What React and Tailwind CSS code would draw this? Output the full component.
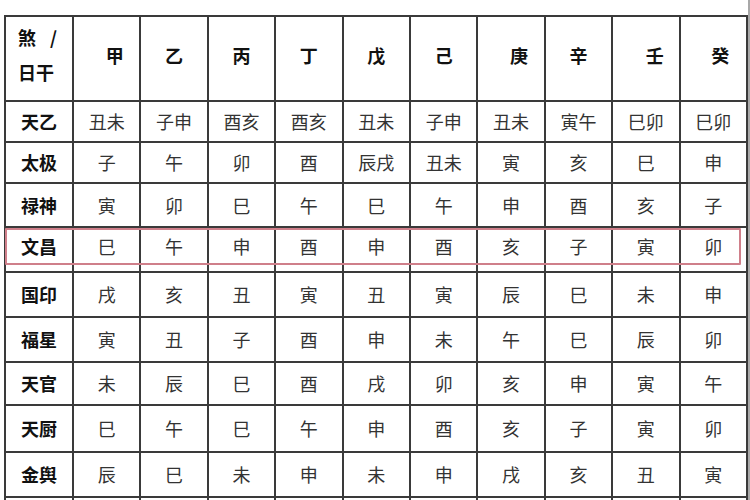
import React from "react";

const stems = ["甲", "乙", "丙", "丁", "戊", "己", "庚", "辛", "壬", "癸"];
const stemOffsets = ["pl-[16px]", "", "", "", "", "", "pl-[16px]", "", "pl-[18px]", "pl-[14px]"];

const rows = [
  { label: "天乙", h: "h-[41px]", pad: "", cells: ["丑未", "子申", "酉亥", "酉亥", "丑未", "子申", "丑未", "寅午", "巳卯", "巳卯"] },
  { label: "太极", h: "h-[41px]", pad: "", cells: ["子", "午", "卯", "酉", "辰戌", "丑未", "寅", "亥", "巳", "申"] },
  { label: "禄神", h: "h-[44px]", pad: "", cells: ["寅", "卯", "巳", "午", "巳", "午", "申", "酉", "亥", "子"] },
  { label: "文昌", h: "h-[45px]", pad: "pb-[7px]", cells: ["巳", "午", "申", "酉", "申", "酉", "亥", "子", "寅", "卯"] },
  { label: "国印", h: "h-[45px]", pad: "", cells: ["戌", "亥", "丑", "寅", "丑", "寅", "辰", "巳", "未", "申"] },
  { label: "福星", h: "h-[45px]", pad: "", cells: ["寅", "丑", "子", "酉", "申", "未", "午", "巳", "辰", "卯"] },
  { label: "天官", h: "h-[43px]", pad: "", cells: ["未", "辰", "巳", "酉", "戌", "卯", "亥", "申", "寅", "午"] },
  { label: "天厨", h: "h-[47px]", pad: "", cells: ["巳", "午", "巳", "午", "申", "酉", "亥", "子", "寅", "卯"] },
  { label: "金舆", h: "h-[45px]", pad: "", cells: ["辰", "巳", "未", "申", "未", "申", "戌", "亥", "丑", "寅"] },
  { label: "", h: "h-[45px]", pad: "", cells: ["", "", "", "", "", "", "", "", "", ""] },
];

const cell = "border-2 border-[#3a3a3a] p-0";

export default function App() {
  return (
    <div
      className="relative w-[750px] h-[500px] overflow-hidden bg-white"
      style={{ fontFamily: '"Noto Sans CJK SC", "Noto Sans", sans-serif' }}
    >
      <div className="flex h-full">
        <div className="flex-1 pt-[15px] pl-[4px]">
          <table className="border-collapse table-fixed w-[744px] text-[18px] text-[#222]">
            <colgroup>
              <col className="w-[68px]" />
              {stems.map((s) => (
                <col key={s} />
              ))}
            </colgroup>
            <tbody>
              <tr>
                <td className={`${cell} h-[85px] align-top pl-[12px] pt-[3px] font-bold text-[#111] leading-[35px]`}>
                  <div>
                    煞<span className="ml-[14px] font-bold">/</span>
                  </div>
                  <div>日干</div>
                </td>
                {stems.map((s, i) => (
                  <td key={s} className={`${cell} h-[85px] text-center font-bold text-[#111] pb-[6px] ${stemOffsets[i]}`}>
                    {s}
                  </td>
                ))}
              </tr>
              {rows.map((r, ri) => (
                <tr key={ri}>
                  <td className={`${cell} ${r.h} ${r.pad} text-center font-bold text-[#111]`}>{r.label}</td>
                  {r.cells.map((c, ci) => (
                    <td key={ci} className={`${cell} ${r.h} ${r.pad} text-center text-[#333]`}>
                      {c}
                    </td>
                  ))}
                </tr>
              ))}
            </tbody>
          </table>
        </div>
        <div className="w-[3px] h-full bg-[#a8a8a8]" />
      </div>
      <div className="absolute left-[5px] top-[228px] w-[736px] h-[37px] border-2 border-[#cf7f8a] rounded-[1px] pointer-events-none" />
    </div>
  );
}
☆ ☆ ☆ ☆
→ **The problem**
Make an exact copy of all the material, but keep the pictures out of it.

→ **Solved problem**
What React and Tailwind CSS code would draw this? Output the full component.
import React from "react";

const stems = ["甲", "乙", "丙", "丁", "戊", "己", "庚", "辛", "壬", "癸"];
const stemOffsets = ["pl-[16px]", "", "", "", "", "", "pl-[16px]", "", "pl-[18px]", "pl-[14px]"];

const rows = [
  { label: "天乙", h: "h-[41px]", pad: "", cells: ["丑未", "子申", "酉亥", "酉亥", "丑未", "子申", "丑未", "寅午", "巳卯", "巳卯"] },
  { label: "太极", h: "h-[41px]", pad: "", cells: ["子", "午", "卯", "酉", "辰戌", "丑未", "寅", "亥", "巳", "申"] },
  { label: "禄神", h: "h-[44px]", pad: "", cells: ["寅", "卯", "巳", "午", "巳", "午", "申", "酉", "亥", "子"] },
  { label: "文昌", h: "h-[45px]", pad: "pb-[7px]", cells: ["巳", "午", "申", "酉", "申", "酉", "亥", "子", "寅", "卯"] },
  { label: "国印", h: "h-[45px]", pad: "", cells: ["戌", "亥", "丑", "寅", "丑", "寅", "辰", "巳", "未", "申"] },
  { label: "福星", h: "h-[45px]", pad: "", cells: ["寅", "丑", "子", "酉", "申", "未", "午", "巳", "辰", "卯"] },
  { label: "天官", h: "h-[43px]", pad: "", cells: ["未", "辰", "巳", "酉", "戌", "卯", "亥", "申", "寅", "午"] },
  { label: "天厨", h: "h-[47px]", pad: "", cells: ["巳", "午", "巳", "午", "申", "酉", "亥", "子", "寅", "卯"] },
  { label: "金舆", h: "h-[45px]", pad: "", cells: ["辰", "巳", "未", "申", "未", "申", "戌", "亥", "丑", "寅"] },
  { label: "", h: "h-[45px]", pad: "", cells: ["", "", "", "", "", "", "", "", "", ""] },
];

const cell = "border-2 border-[#3a3a3a] p-0";

export default function App() {
  return (
    <div
      className="relative w-[750px] h-[500px] overflow-hidden bg-white"
      style={{ fontFamily: '"Noto Sans CJK SC", "Noto Sans", sans-serif' }}
    >
      <div className="flex h-full">
        <div className="flex-1 pt-[15px] pl-[4px]">
          <table className="border-collapse table-fixed w-[744px] text-[18px] text-[#222]">
            <colgroup>
              <col className="w-[68px]" />
              {stems.map((s) => (
                <col key={s} />
              ))}
            </colgroup>
            <tbody>
              <tr>
                <td className={`${cell} h-[85px] align-top pl-[12px] pt-[3px] font-bold text-[#111] leading-[35px]`}>
                  <div>
                    煞<span className="ml-[14px] font-bold">/</span>
                  </div>
                  <div>日干</div>
                </td>
                {stems.map((s, i) => (
                  <td key={s} className={`${cell} h-[85px] text-center font-bold text-[#111] pb-[6px] ${stemOffsets[i]}`}>
                    {s}
                  </td>
                ))}
              </tr>
              {rows.map((r, ri) => (
                <tr key={ri}>
                  <td className={`${cell} ${r.h} ${r.pad} text-center font-bold text-[#111]`}>{r.label}</td>
                  {r.cells.map((c, ci) => (
                    <td key={ci} className={`${cell} ${r.h} ${r.pad} text-center text-[#333]`}>
                      {c}
                    </td>
                  ))}
                </tr>
              ))}
            </tbody>
          </table>
        </div>
        <div className="w-[3px] h-full bg-[#a8a8a8]" />
      </div>
      <div className="absolute left-[5px] top-[228px] w-[736px] h-[37px] border-2 border-[#cf7f8a] rounded-[1px] pointer-events-none" />
    </div>
  );
}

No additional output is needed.